Connelly, who mastered an English accent for the role, looked suitably elegant and yet brittle on set, as a woman who is struggling with both loss and an eroding relationship. “It is really moving,” she said a few weeks later, on the phone, of the movie’s emotional underpinnings. “These two people loved each other so much. She just couldn’t understand how he could put himself in this kind of peril: to risk writing such a thing and being separated from her and their children, from heaven, forever. He sat on it [the work] for decades.”
“Darwin struggled to deal with terrible guilt,” Amiel explained. “Terrible loss.
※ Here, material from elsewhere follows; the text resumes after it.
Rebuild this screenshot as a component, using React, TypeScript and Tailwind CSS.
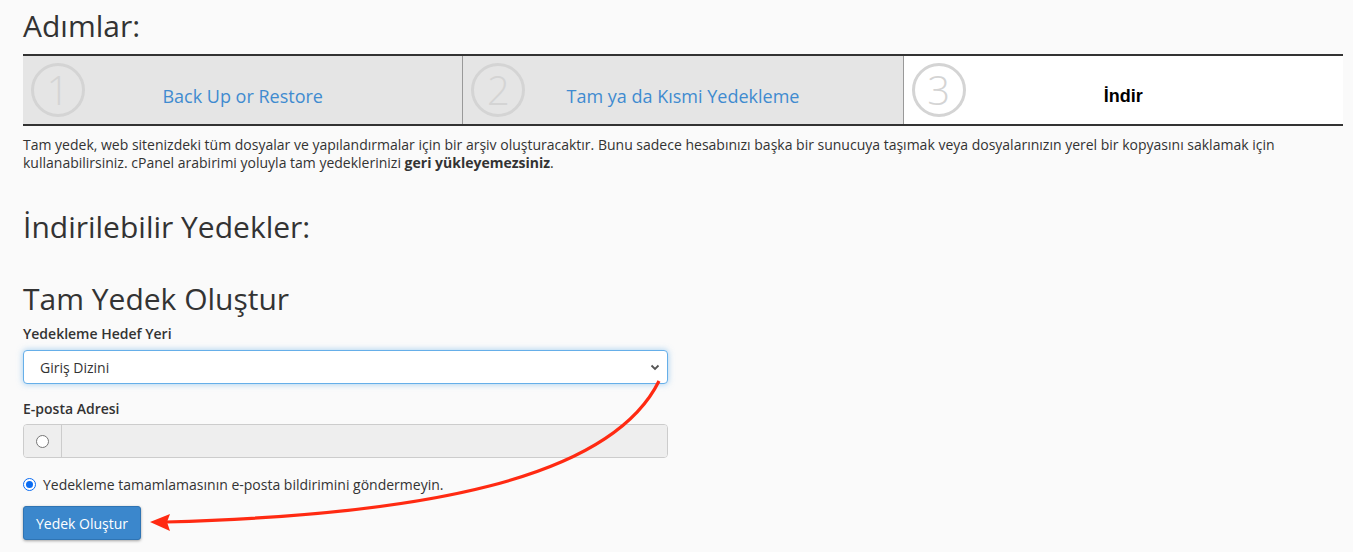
import React from "react";

const font = { fontFamily: '"Open Sans", "Noto Sans", Arial, sans-serif' };

function Step({ n, label, active }: { n: string; label: string; active?: boolean }) {
  return (
    <div className={`relative flex flex-1 items-center justify-center h-[68px] ${active ? "bg-white" : "bg-[#e5e5e5]"}`}>
      <div className="absolute left-[8px] top-[7px] w-[54px] h-[54px] rounded-full border-[3px] border-[#d4d4d4] flex items-center justify-center">
        <span className="text-[40px] leading-none text-[#d4d4d4] font-light">{n}</span>
      </div>
      {active ? (
        <span className="mt-[12px] text-[18px] font-bold text-black" style={{ fontFamily: '"Liberation Sans", Arial, sans-serif' }}>{label}</span>
      ) : (
        <span className="mt-[12px] text-[18px] text-[#3f8bd0]">{label}</span>
      )}
    </div>
  );
}

export default function App() {
  return (
    <div className="relative min-h-[552px] bg-[#fafafa] text-[#333] overflow-hidden" style={font}>
      <div className="px-[23px] pr-[10px]">
        <h1 className="text-[30px] leading-[36px] pt-[8px] h-[54px] font-normal">Adımlar:</h1>
        <div className="flex border-t-2 border-b-2 border-[#333]">
          <Step n="1" label="Back Up or Restore" />
          <div className="w-px bg-[#999]" />
          <Step n="2" label="Tam ya da Kısmi Yedekleme" />
          <div className="w-px bg-[#999]" />
          <Step n="3" label="İndir" active />
        </div>
        <p className="text-[14px] leading-[18px] mt-[10px] pr-[40px]">
          Tam yedek, web sitenizdeki tüm dosyalar ve yapılandırmalar için bir arşiv oluşturacaktır. Bunu sadece hesabınızı başka bir sunucuya taşımak veya dosyalarınızın yerel bir kopyasını saklamak için kullanabilirsiniz. cPanel arabirimi yoluyla tam yedeklerinizi <b>geri yükleyemezsiniz</b>.
        </p>
        <h2 className="text-[30px] leading-[34px] mt-[38px]">İndirilebilir Yedekler:</h2>
        <h2 className="text-[30px] leading-[34px] mt-[38px]">Tam Yedek Oluştur</h2>
        <div className="w-[645px]">
          <label className="block text-[14px] font-semibold mt-[9px] leading-[18px]">Yedekleme Hedef Yeri</label>
          <div className="mt-[7px] h-[34px] rounded-[4px] border border-[#66afe9] bg-white shadow-[0_0_6px_rgba(102,175,233,0.6)] flex items-center justify-between pl-[16px] pr-[6px]">
            <span className="text-[14px]">Giriş Dizini</span>
            <svg width="12" height="12" viewBox="0 0 12 12"><path d="M2.5 4.5 L6 8 L9.5 4.5" fill="none" stroke="#555" strokeWidth="1.8" /></svg>
          </div>
          <label className="block text-[14px] font-semibold mt-[16px] leading-[18px]">E-posta Adresi</label>
          <div className="mt-[6px] h-[34px] flex rounded-[4px] border border-[#ccc] overflow-hidden">
            <div className="w-[38px] bg-[#eee] border-r border-[#ccc] flex items-center justify-center">
              <span className="w-[13px] h-[13px] rounded-full border border-[#767676] bg-white" />
            </div>
            <div className="flex-1 bg-[#eee]" />
          </div>
          <div className="flex items-center mt-[17px] h-[18px]">
            <span className="w-[13px] h-[13px] rounded-full border-[1.5px] border-[#0b6cf2] bg-white mr-[7px] flex items-center justify-center">
              <span className="w-[7px] h-[7px] rounded-full bg-[#0b6cf2]" />
            </span>
            <span className="text-[14px]">Yedekleme tamamlamasının e-posta bildirimini göndermeyin.</span>
          </div>
          <button className="mt-[13px] h-[34px] px-[12px] rounded-[3px] bg-[#3b87cc] border border-[#2f74b3] text-white text-[14px] shadow-[0_1px_3px_rgba(0,0,0,0.35)]">Yedek Oluştur</button>
        </div>
      </div>
      <svg className="absolute left-0 top-0 pointer-events-none" width="1353" height="552" viewBox="0 0 1353 552">
        <path d="M659 381 C 610 480, 420 515, 166 522" fill="none" stroke="#ff2a12" strokeWidth="3.2" />
        <path d="M150 522 L170 514 L167 522 L170 531 Z" fill="#ff2a12" />
      </svg>
    </div>
  );
}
And profound moral conflict, which in a sense, reduced to some awful movie poster tagline, is ‘What’s more important: truth or love?’ ”
It is this conflict, between reason and emotion, that is at the core of “Creation” (which will be released in the U.K. on Sept. 25 but is looking for a U.S. distributor), and the filmmakers hope that even people who distrust or disagree with Darwin might be drawn in by a very human story.
“It is called ‘Creation,’ I suppose, partly to provoke,” Amiel said, “but it’s also a film about the act of creation. ‘The Origin of Species’ is not just one of the greatest scientific works ever written, it’s also a magnificent piece of literature. Our story is very much about creation and about the desperate loneliness of that act and the desperate tear between creativity and family life. It’s a subject dear to every filmmaker’s heart.”